Medicare's accountable care contracts have proliferated fast and the program is poised to expand again. But federal officials acknowledged that it may be difficult to maintain that momentum without easing the financial risk of participating.
The officials responsible for the initiative, created by the 2010 healthcare reform law, say it's worth tweaking the structure to keep healthcare providers committed to the cause.
The CMS and the hospitals and doctors that formed roughly 330 accountable care organizations in the program have wrangled since before its 2012 launch over the right balance of bonuses and penalties employed to improve quality and reduce the cost of healthcare.
Nearly all of the participants so far have chosen a track that allows them to earn bonuses if they meet cost and quality targets, with no risk of paying Medicare back if they allow costs to rise beyond benchmarks. Now the CMS will allow them to keep operating that way for another three years before wading into the riskier end of the ACO model.
“We're big believers in this program,” said Sean Cavanaugh, director of the CMS Center for Medicare.
Cavanaugh said policymakers are taking a chance by allowing providers to defer the possibility of penalties, which are viewed as a way to deter abuse of the program—participating offers some leeway from antitrust and fraud scrutiny as hospitals and doctors organize new delivery networks. “But we think it's certainly worth that risk because we see a lot of organizations that we feel are genuinely committed to this model of care and are in it for the right reasons but do need an extended period of time.”
The one-sided risk track was devised as a way to allow providers to build infrastructure and gain experience managing the health of a population of patients before they had to face the prospect of losing money if they failed.
The program, Cavanaugh said, “caught the attention of a lot of physicians and hospitals and others who had not been working together and hadn't seen a way to work together.” The feedback from the industry suggested strongly that three years of experience wasn't enough for them to be willing to risk penalties.
To make it more attractive to move into the more rigorous track—which already has the carrot of bigger bonuses—the CMS wants to award smaller bonuses to organizations that choose to wait another three years before risking penalties.
The CMS is also asking for feedback on the formula used to calculate an ACO's financial performance, another major source of contention among organizations in the program. The draft rules float several ideas but don't propose a specific change.

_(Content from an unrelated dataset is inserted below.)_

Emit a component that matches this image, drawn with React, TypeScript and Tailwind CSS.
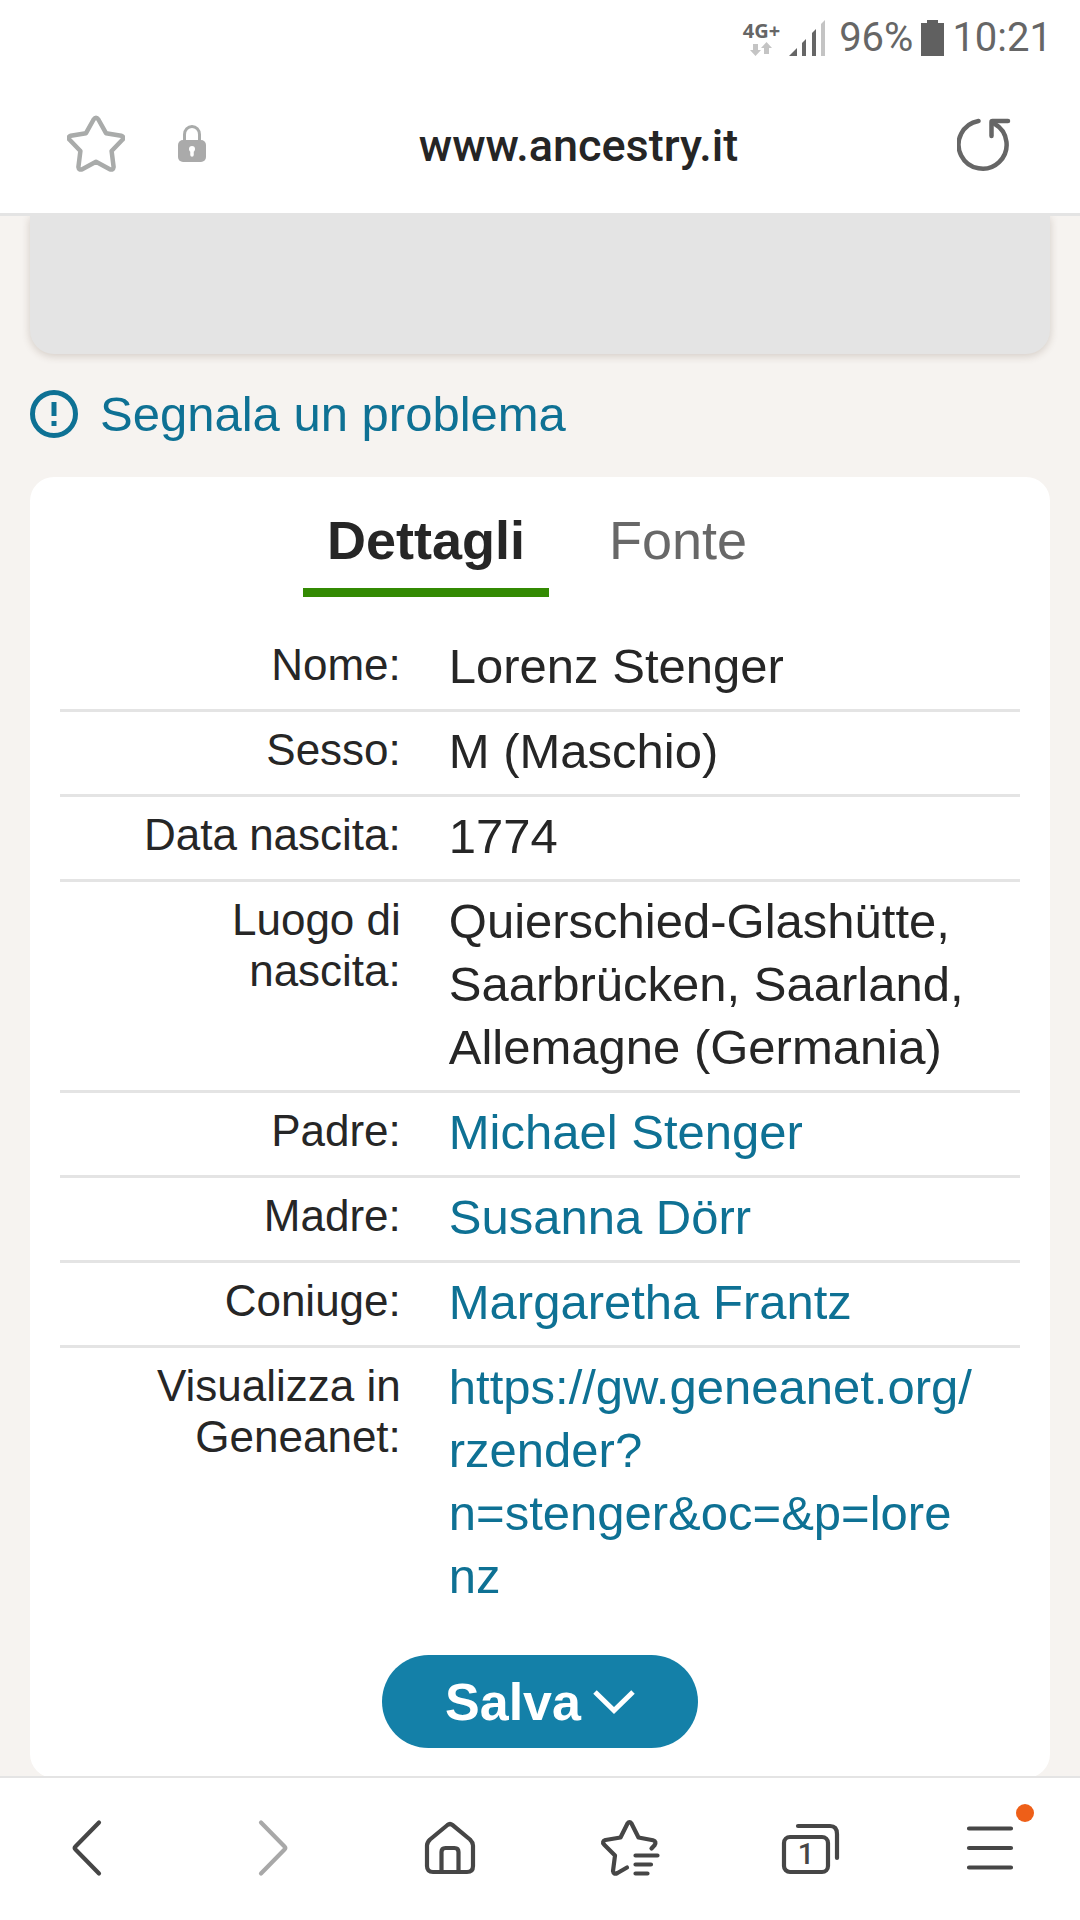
import type { ReactNode } from "react";

type Detail = {
  label: string;
  value: string;
  href?: string;
};

const DETAILS: Detail[] = [
  { label: "Nome:", value: "Lorenz Stenger" },
  { label: "Sesso:", value: "M (Maschio)" },
  { label: "Data nascita:", value: "1774" },
  {
    label: "Luogo di nascita:",
    value: "Quierschied-Glashütte, Saarbrücken, Saarland, Allemagne (Germania)",
  },
  { label: "Padre:", value: "Michael Stenger", href: "#padre" },
  { label: "Madre:", value: "Susanna Dörr", href: "#madre" },
  { label: "Coniuge:", value: "Margaretha Frantz", href: "#coniuge" },
  {
    label: "Visualizza in Geneanet:",
    value: "https://gw.geneanet.org/rzender?n=stenger&oc=&p=lorenz",
    href: "#geneanet",
  },
];

function StatusBar() {
  return (
    <div className="flex h-[76px] items-center justify-end pr-[28px] text-[#666666]">
      <div className="mr-[9px] flex flex-col items-center">
        <span className="font-['Open_Sans',sans-serif] text-[20px] leading-[22px] font-bold">
          4G+
        </span>
        <svg width="22" height="14" viewBox="0 0 22 14" fill="#c4c4c4" aria-hidden>
          <path d="M3 2h5v6h3l-5.500 6L0 8h3z" />
          <path d="M14 12h5V6h3l-5.500-6L11 6h3z" />
        </svg>
      </div>
      <svg
        className="mr-[14px]"
        width="36"
        height="36"
        viewBox="0 0 36 36"
        fill="currentColor"
        aria-hidden
      >
        <path d="M0 36 8 28v8z" />
        <path d="M13 23l4-4v17h-4z" />
        <path d="M23 13l4-4v27h-4z" />
        <path d="M32 4l4-4v36h-4z" fill="#c4c4c4" />
      </svg>
      <span className="text-[40px] leading-[44px]">96%</span>
      <svg
        className="mx-[8px]"
        width="23"
        height="36"
        viewBox="0 0 23 36"
        fill="#606060"
        aria-hidden
      >
        <path d="M6 0h11v3h6v33H0V3h6z" />
      </svg>
      <span className="text-[40px] leading-[44px]">10:21</span>
    </div>
  );
}

function AddressBar() {
  return (
    <div className="flex h-[137px] items-center justify-between pr-[69px] pb-[1px] pl-[67px]">
      <div className="flex items-center gap-[53px]">
        <button type="button" aria-label="Aggiungi ai preferiti">
          <svg
            width="58"
            height="58"
            viewBox="0 0 58 58"
            fill="none"
            stroke="#a9abaa"
            strokeWidth="4.500"
            strokeLinejoin="round"
          >
            <path d="M26.600 4.500q2.400-3.600 4.800 0L39 18.200l15.200 2.500q3.600 1.200 1.200 4.100L44.600 36l2 16q-.4 3.500-3.800 2.300L29 46.800l-13.800 7.500q-3.400 1.200-3.800-2.300l2-16L2.600 24.800q-2.400-2.900 1.200-4.100L19 18.200z" />
          </svg>
        </button>
        <svg width="28" height="38" viewBox="0 0 28 38" fill="none" aria-hidden>
          <path d="M6.500 16V9.500a7.500 8 0 0 1 15 0V16" stroke="#a9abaa" strokeWidth="3" />
          <rect y="15" width="28" height="22" rx="5" fill="#aaaaaa" />
          <circle cx="14" cy="24" r="3" fill="#fff" />
          <path d="M14 24v6" stroke="#fff" strokeWidth="3.500" strokeLinecap="round" />
        </svg>
      </div>
      <span className="pt-[3px] pr-[6px] text-[45px] leading-[52px] font-medium text-[#252525]">
        www.ancestry.it
      </span>
      <button type="button" aria-label="Ricarica">
        <svg
          width="54"
          height="54"
          viewBox="0 0 54 54"
          fill="none"
          stroke="#666666"
          strokeWidth="4.500"
          strokeLinecap="round"
          strokeLinejoin="round"
        >
          <path d="M21.500 4A24 24 0 1 0 37.500 6.800" />
          <path d="M34.500 19V5q0-1 1-1H51" />
        </svg>
      </button>
    </div>
  );
}

function DetailsTable() {
  return (
    <table className="w-full table-fixed border-collapse">
      <tbody>
        {DETAILS.map((item) => (
          <tr
            key={item.label}
            className="border-b-[3px] border-[#e4e4e4] align-top last:border-b-0"
          >
            <th
              scope="row"
              className="w-[38%] pt-[12px] pr-6 pl-16 text-right text-[44px] leading-[51px] font-normal"
            >
              {item.label}
            </th>
            <td className="pt-[8px] pr-12 pb-[11px] pl-6 text-[49px] leading-[63px] break-words">
              {item.href ? (
                <a href={item.href} className="text-[#0e7194]">
                  {item.value}
                </a>
              ) : (
                item.value
              )}
            </td>
          </tr>
        ))}
      </tbody>
    </table>
  );
}

type NavButtonProps = {
  label: string;
  disabled?: boolean;
  children: ReactNode;
};

function NavButton({ label, disabled, children }: NavButtonProps) {
  return (
    <button
      type="button"
      aria-label={label}
      disabled={disabled}
      className="flex h-full items-center justify-center pb-[2px] text-[#464646] disabled:text-[#a8a8a8]"
    >
      <span className="relative">
        <svg
          width="60"
          height="60"
          viewBox="0 0 60 60"
          fill="none"
          stroke="currentColor"
          strokeWidth="4.200"
          strokeLinecap="round"
          strokeLinejoin="round"
        >
          {children}
        </svg>
        {label === "Menu" && (
          <span className="absolute -top-[14px] right-[-14px] h-[18px] w-[18px] rounded-full bg-[#ee5f18]" />
        )}
      </span>
    </button>
  );
}

function Toolbar() {
  return (
    <nav className="grid h-[144px] shrink-0 grid-cols-6 border-t-2 border-[#e4e4e4] bg-white">
      <NavButton label="Indietro">
        <path d="M39 4.500 15.500 28.500q-1.500 1.500 0 3L39 55.500" />
      </NavButton>
      <NavButton label="Avanti" disabled>
        <path d="M21 4.500 44.500 28.500q1.500 1.500 0 3L21 55.500" />
      </NavButton>
      <NavButton label="Pagina iniziale">
        <path d="M27.500 7q2.500-2 5 0L50 21.500q3 3 3 6V48q0 6-6 6H13q-6 0-6-6V27.500q0-3 3-6z" />
        <path d="M21.500 54V34q0-4 4-4h9q4 0 4 4v20" />
      </NavButton>
      <NavButton label="Preferiti">
        <path d="M51.500 30.500l3-3.200q2.500-4-1.500-5L38.500 19.500 31.500 5.500q-2-3-4 0l-7 14L5.500 22q-4 1.500-1.500 4.500L15 37.500 13 53q.5 4 4.500 2L27 49.500" />
        <path d="M35.500 37.500h22M35.500 46.500h15.500M35.500 55.500h12" />
      </NavButton>
      <NavButton label="Schede">
        <rect x="4" y="19" width="44" height="35" rx="6" />
        <path d="M18 8h32q7 0 7 8v24" />
        <text
          x="26"
          y="46"
          textAnchor="middle"
          fill="currentColor"
          stroke="none"
          className="font-['Roboto',sans-serif] text-[29px] font-medium"
        >
          1
        </text>
      </NavButton>
      <NavButton label="Menu">
        <path d="M9 10.500h42M9 30h42M9 49.500h42" />
      </NavButton>
    </nav>
  );
}

export default function App() {
  return (
    <div className="flex h-screen flex-col bg-white font-['Liberation_Sans',Arial,sans-serif] text-[#262626]">
      <header className="shrink-0 border-b-[3px] border-[#e4e4e4] bg-white font-['Roboto',sans-serif]">
        <StatusBar />
        <AddressBar />
      </header>

      <main className="min-h-0 flex-1 overflow-hidden bg-[#f6f3f0] px-[30px]">
        <div className="h-[138px] rounded-b-[24px] bg-[#e4e4e4] shadow-[0_2px_9px_rgba(70,45,25,0.2)]" />

        <a
          href="#segnala"
          className="mt-[28px] mb-[31px] flex items-center gap-[22px] text-[49px] leading-[64px] text-[#0e7194]"
        >
          <svg
            width="48"
            height="48"
            viewBox="0 0 48 48"
            fill="none"
            stroke="currentColor"
            strokeWidth="5"
            aria-hidden
          >
            <circle cx="24" cy="24" r="21.500" />
            <path d="M24 12v14M24 31v5" />
          </svg>
          Segnala un problema
        </a>

        <section className="rounded-[24px] bg-white px-[30px] pb-[30px]">
          <div role="tablist" className="flex justify-center gap-[36px] pt-[24px] pr-[6px]">
            <button
              type="button"
              role="tab"
              aria-selected="true"
              className="border-b-[9px] border-[#338a03] px-6 pt-[12px] pb-[20px] text-[54px] leading-[55px] font-bold"
            >
              Dettagli
            </button>
            <button
              type="button"
              role="tab"
              aria-selected="false"
              className="border-b-[9px] border-transparent px-6 pt-[12px] pb-[20px] text-[54px] leading-[55px] text-[#686868]"
            >
              Fonte
            </button>
          </div>

          <div className="pt-[30px]">
            <DetailsTable />
          </div>

          <div className="flex justify-center pt-[36px]">
            <button
              type="button"
              className="flex h-[93px] items-center gap-[12px] rounded-full bg-[#1480a8] px-[63px] text-[52px] leading-[60px] font-bold text-white"
            >
              Salva
              <svg
                width="42"
                height="24"
                viewBox="0 0 42 24"
                fill="none"
                stroke="currentColor"
                strokeWidth="5"
                aria-hidden
              >
                <path d="M2 2l19 18.500L40 2" />
              </svg>
            </button>
          </div>
        </section>
      </main>

      <Toolbar />
    </div>
  );
}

Cavanaugh said the Patient Protection and Affordable Care Act sets the formula but also gives CMS the authority to draft its own. “We don't deviate from that lightly,” he said.
The agency remains committed to exposing ACOs to losses in the Shared Savings Program. “We just think it's a stronger signal,” he said. “But it is a financial risk, and people need to be ready both organizationally and financially.”
The revised structure, if adopted, might be enough to keep one of the program's first participants on board. Stephen Nuckolls, CEO of the Coastal Carolina Quality Care in New Bern, N.C., said the small, physician-led network considered dropping out of the program rather than face penalties in the fourth year. And changes to the formula for calculating financial performance might even entice the organization to accept that risk, he said.
But he challenged the notion that what Cavanaugh described as a “stronger signal” would encourage Coastal Carolina's providers to do more to deliver efficient care. “I think we are already doing everything we can, and we are trying as hard as we can.”